When Westfield Corp. signed a deal in 2012 to create a glistening new shopping center in the belly of Santiago Calatrava’s $4 billion World Trade Center transit hub, co-CEO Peter Lowy promised that the Australian developer would sign world-class tenants and create a new standard for retail in the city.
“We’re going to do something that no one can imagine,” Lowy said.
But as the World Trade Center Mall buzzes with the sounds of jackhammers and saws, at least four retailers have already walked away from their leases and a number of other shops won’t be open for business by mid-August.
Such a scenario would slice into Westfield’s profits during a critical stage of development and could give rise to the belief that the project won’t be a success.
“If a large percentage of the center doesn’t open, there’s a good likelihood there will be less traffic, which means less business and less sales,” said one source familiar with the way operators like Westfield [TRDataCustom] negotiate their leases. “If a tenant is promised 85-percent occupancy when the mall opens, and you only have 60 percent or 70 percent, [the tenant] is only going to pay a percentage of their business and not the base rent.”
A representative for Westfield declined to comment.
Mall operators like Westfield generally negotiate co-tenancy thresholds with their tenants, usually somewhere in the area of 70 to 85 percent of the gross leasable space. If that threshold isn’t met by opening day on Aug. 16, the tenant gets a break on rent. Tenants usually will forgo paying their base rent and only pay a percentage of sales until the co-tenancy threshold is met. In a mall the size of the one at the World Trade Center, if just 54,750 square feet of the 365,000 square feet isn’t up and running on opening day, Westfield could start to feel the heat.

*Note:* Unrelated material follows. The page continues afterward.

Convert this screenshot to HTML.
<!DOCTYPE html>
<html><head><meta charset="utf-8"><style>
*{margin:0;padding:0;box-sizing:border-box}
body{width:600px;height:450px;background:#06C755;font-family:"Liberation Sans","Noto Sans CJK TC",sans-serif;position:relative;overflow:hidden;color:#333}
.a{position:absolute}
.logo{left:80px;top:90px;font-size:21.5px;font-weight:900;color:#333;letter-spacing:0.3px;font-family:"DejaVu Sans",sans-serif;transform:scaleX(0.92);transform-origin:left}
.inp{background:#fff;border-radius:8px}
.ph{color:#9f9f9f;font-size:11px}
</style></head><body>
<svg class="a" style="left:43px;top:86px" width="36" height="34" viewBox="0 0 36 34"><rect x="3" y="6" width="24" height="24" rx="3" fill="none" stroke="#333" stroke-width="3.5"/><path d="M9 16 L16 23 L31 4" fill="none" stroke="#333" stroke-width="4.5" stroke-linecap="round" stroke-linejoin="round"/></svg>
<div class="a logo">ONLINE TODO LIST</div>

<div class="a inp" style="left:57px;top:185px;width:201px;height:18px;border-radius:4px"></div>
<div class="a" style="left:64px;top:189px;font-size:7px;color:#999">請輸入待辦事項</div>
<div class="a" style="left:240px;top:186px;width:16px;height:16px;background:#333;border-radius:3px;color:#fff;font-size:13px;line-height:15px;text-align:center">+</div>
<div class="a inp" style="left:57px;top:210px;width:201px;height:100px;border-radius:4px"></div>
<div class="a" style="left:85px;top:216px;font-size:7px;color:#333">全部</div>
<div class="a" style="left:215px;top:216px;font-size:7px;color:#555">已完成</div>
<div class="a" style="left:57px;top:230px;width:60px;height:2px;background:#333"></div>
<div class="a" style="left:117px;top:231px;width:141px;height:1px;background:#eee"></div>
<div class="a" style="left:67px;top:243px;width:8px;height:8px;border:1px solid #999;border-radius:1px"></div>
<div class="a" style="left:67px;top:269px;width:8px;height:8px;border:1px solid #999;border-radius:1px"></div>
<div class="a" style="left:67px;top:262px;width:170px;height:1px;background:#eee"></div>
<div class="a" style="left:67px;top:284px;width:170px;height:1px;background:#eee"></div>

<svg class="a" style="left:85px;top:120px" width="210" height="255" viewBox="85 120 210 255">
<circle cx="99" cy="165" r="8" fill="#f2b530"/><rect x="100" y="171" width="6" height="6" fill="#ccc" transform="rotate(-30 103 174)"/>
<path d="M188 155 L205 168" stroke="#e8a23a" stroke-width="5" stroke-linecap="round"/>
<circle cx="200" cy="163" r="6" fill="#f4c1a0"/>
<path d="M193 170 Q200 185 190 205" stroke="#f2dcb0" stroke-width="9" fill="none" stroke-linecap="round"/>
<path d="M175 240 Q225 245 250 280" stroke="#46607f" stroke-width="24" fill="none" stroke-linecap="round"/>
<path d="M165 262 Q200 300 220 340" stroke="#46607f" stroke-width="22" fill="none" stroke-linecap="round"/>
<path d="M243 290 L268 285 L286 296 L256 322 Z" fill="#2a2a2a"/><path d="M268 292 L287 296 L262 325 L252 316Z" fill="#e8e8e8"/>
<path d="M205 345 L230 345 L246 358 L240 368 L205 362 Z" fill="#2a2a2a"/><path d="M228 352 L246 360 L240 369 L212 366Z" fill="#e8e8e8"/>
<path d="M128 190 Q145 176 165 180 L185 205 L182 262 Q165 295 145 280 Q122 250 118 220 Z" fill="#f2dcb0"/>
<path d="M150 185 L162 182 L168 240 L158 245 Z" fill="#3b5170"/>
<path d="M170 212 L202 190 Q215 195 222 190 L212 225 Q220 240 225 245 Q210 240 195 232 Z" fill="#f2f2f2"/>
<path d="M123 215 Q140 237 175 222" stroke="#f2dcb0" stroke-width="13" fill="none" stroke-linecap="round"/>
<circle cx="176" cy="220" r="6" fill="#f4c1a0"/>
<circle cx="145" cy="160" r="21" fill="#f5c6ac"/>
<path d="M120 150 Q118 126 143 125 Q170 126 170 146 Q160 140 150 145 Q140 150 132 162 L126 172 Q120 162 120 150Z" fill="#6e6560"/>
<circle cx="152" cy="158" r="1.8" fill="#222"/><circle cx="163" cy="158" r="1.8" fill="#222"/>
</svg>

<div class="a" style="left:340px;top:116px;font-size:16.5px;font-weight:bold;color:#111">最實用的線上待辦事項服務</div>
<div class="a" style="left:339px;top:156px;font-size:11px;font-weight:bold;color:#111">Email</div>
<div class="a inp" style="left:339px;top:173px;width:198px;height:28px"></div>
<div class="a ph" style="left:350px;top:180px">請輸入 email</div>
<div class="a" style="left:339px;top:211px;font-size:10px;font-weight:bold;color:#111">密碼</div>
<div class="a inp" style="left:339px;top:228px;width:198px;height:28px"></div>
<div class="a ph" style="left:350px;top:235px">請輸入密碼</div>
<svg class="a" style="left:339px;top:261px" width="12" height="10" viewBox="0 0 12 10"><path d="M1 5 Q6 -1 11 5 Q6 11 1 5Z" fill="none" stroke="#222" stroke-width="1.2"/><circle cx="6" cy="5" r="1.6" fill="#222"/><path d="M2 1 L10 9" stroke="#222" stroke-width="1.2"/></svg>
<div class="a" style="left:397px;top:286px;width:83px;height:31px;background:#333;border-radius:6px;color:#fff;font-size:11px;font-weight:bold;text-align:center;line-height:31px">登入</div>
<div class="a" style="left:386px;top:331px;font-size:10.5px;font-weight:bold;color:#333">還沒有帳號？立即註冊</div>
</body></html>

Already, the operator has moved to terminate leases with at least four tenants who refused to take possession of their space, as The Real Deal previously reported. Shoe shop Dune London, clothing retailers Bebe and True Religion, and coffee shop Fika are relatively small, combining for about 6,400 square feet.
But last week construction workers at the job site told The Real Deal that not all the stores will make the August deadline. And several sources said fast-fashion retailer H&M, which has signed on for about 25,000 square feet, won’t make the grand opening, though that couldn’t be independently confirmed.

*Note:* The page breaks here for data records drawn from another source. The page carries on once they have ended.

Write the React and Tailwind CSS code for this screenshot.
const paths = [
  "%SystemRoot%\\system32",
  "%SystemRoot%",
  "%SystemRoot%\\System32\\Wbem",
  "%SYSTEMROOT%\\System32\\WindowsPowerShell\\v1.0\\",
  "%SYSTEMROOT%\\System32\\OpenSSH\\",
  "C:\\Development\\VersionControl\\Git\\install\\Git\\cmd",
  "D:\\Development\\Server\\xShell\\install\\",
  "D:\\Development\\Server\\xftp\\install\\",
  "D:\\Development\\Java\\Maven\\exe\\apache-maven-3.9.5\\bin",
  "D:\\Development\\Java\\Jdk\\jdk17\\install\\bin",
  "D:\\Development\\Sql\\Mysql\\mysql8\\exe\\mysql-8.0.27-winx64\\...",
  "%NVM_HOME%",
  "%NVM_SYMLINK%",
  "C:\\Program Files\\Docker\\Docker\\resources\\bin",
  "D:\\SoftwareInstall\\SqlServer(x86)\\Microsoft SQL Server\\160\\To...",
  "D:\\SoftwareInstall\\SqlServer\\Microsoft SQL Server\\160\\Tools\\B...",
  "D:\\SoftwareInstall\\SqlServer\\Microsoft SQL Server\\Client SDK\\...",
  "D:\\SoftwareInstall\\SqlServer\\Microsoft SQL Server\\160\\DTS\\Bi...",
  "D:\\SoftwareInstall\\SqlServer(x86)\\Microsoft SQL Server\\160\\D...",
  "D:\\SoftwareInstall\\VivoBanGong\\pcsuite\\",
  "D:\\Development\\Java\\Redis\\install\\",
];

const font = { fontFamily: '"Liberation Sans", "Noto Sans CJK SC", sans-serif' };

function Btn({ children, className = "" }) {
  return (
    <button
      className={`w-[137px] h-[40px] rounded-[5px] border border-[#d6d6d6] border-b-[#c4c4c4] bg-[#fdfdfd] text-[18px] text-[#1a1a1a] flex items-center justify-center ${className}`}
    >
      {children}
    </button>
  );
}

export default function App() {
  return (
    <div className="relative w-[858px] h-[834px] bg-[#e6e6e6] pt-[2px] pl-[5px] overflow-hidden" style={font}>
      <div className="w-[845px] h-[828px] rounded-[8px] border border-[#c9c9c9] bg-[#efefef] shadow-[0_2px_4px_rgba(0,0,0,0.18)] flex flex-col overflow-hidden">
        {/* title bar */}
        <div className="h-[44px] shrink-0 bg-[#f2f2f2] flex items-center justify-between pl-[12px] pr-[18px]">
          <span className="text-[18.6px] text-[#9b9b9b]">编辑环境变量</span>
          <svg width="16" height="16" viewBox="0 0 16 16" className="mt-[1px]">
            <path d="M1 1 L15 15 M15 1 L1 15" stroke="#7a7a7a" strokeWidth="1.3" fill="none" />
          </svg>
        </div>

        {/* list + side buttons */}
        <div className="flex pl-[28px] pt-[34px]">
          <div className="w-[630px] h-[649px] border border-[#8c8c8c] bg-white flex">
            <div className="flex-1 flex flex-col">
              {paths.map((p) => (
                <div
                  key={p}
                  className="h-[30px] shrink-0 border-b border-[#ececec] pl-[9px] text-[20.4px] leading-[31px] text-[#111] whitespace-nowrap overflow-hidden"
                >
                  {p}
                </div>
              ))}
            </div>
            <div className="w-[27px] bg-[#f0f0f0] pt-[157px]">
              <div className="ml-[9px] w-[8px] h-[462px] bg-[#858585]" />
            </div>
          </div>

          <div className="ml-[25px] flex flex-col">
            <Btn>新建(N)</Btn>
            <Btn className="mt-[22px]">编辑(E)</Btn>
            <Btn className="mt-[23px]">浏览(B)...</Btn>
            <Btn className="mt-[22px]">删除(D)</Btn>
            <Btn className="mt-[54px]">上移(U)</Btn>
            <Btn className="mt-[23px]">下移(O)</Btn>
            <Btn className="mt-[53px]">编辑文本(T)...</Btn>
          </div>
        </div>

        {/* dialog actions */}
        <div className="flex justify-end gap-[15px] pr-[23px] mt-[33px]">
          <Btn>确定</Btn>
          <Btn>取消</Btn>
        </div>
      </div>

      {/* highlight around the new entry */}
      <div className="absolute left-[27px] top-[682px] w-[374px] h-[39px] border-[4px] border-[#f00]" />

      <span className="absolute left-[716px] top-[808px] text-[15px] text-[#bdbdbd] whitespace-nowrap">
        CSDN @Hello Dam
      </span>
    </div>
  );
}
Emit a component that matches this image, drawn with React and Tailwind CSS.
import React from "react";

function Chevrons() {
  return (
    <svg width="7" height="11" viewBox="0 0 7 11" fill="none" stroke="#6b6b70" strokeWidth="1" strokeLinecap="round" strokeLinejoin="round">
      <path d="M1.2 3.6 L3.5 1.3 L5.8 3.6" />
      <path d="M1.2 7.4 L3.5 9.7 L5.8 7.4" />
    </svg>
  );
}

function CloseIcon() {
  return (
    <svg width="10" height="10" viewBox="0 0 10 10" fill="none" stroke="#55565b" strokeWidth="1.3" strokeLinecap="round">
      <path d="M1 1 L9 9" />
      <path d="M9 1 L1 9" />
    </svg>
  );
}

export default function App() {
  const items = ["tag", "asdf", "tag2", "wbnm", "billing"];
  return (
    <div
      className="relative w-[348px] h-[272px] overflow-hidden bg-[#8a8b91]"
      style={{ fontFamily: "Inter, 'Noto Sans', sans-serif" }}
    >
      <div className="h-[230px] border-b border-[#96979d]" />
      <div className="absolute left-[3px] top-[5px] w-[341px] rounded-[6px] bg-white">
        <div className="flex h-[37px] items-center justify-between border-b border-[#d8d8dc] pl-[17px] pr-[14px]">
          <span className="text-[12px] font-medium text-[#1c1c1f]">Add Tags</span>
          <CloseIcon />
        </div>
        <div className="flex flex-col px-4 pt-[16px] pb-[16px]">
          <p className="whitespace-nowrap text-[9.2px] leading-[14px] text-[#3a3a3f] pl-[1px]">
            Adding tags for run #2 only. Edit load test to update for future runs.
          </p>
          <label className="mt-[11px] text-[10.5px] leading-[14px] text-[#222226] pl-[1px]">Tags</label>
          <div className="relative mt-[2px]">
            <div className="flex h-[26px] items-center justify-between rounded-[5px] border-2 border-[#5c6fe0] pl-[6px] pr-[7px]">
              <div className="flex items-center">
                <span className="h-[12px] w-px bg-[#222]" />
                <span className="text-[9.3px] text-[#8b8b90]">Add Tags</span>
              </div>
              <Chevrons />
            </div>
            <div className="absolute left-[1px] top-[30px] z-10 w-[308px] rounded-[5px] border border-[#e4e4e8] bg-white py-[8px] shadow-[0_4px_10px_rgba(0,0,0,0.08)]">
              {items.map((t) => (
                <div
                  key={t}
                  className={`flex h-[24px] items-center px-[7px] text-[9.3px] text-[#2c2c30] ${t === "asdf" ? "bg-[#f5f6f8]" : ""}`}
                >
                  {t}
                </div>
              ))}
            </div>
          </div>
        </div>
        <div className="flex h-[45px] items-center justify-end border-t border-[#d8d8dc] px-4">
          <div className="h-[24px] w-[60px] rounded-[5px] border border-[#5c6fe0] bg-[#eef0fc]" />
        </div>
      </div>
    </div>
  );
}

“[Westfield] can’t afford to have major tenants not open,” a source told TRD in May.
The long-awaited WTC Mall project has suffered a comedy of construction errors and bureaucratic blunders from the Port Authority of New York and New Jersey and the Metropolitan Transportation Authority since construction began in 2007.
David Firestein, managing director of the retail brokerage Shopping Centers Group, said he doesn’t think retailers are losing confidence in the project, but that delays have made it difficult to get everyone on the same page.
“The problem with the project is that it’s such a long lead time,” he said. “Sometimes [tenants’] plans change. I wouldn’t put it as people are having cold feet on the project. Sometimes stuff happens. I don’t think there’s any sort of mass feeling like, ‘Hey, let’s get out of Dodge.’”
Another challenge for Westfield involves its own personnel.
In November, director of leasing Rob Wyant took a job as chief operating officer of South Carolina-based shopping center developer EDENS after five years with Westfield. This month, Westfield announced that David Ruddick and Eric Shaughnessy had taken over as co-executive vice presidents of leasing in the U.S. Wyant couldn’t be reached for comment.
Westfield controls the retail site under a 99-year lease it acquired in 2001, several weeks before the 9/11 terrorist attacks. The company assumed full ownership of the site in 2013 when it bought the Port Authority’s 50 percent interest for $800 million.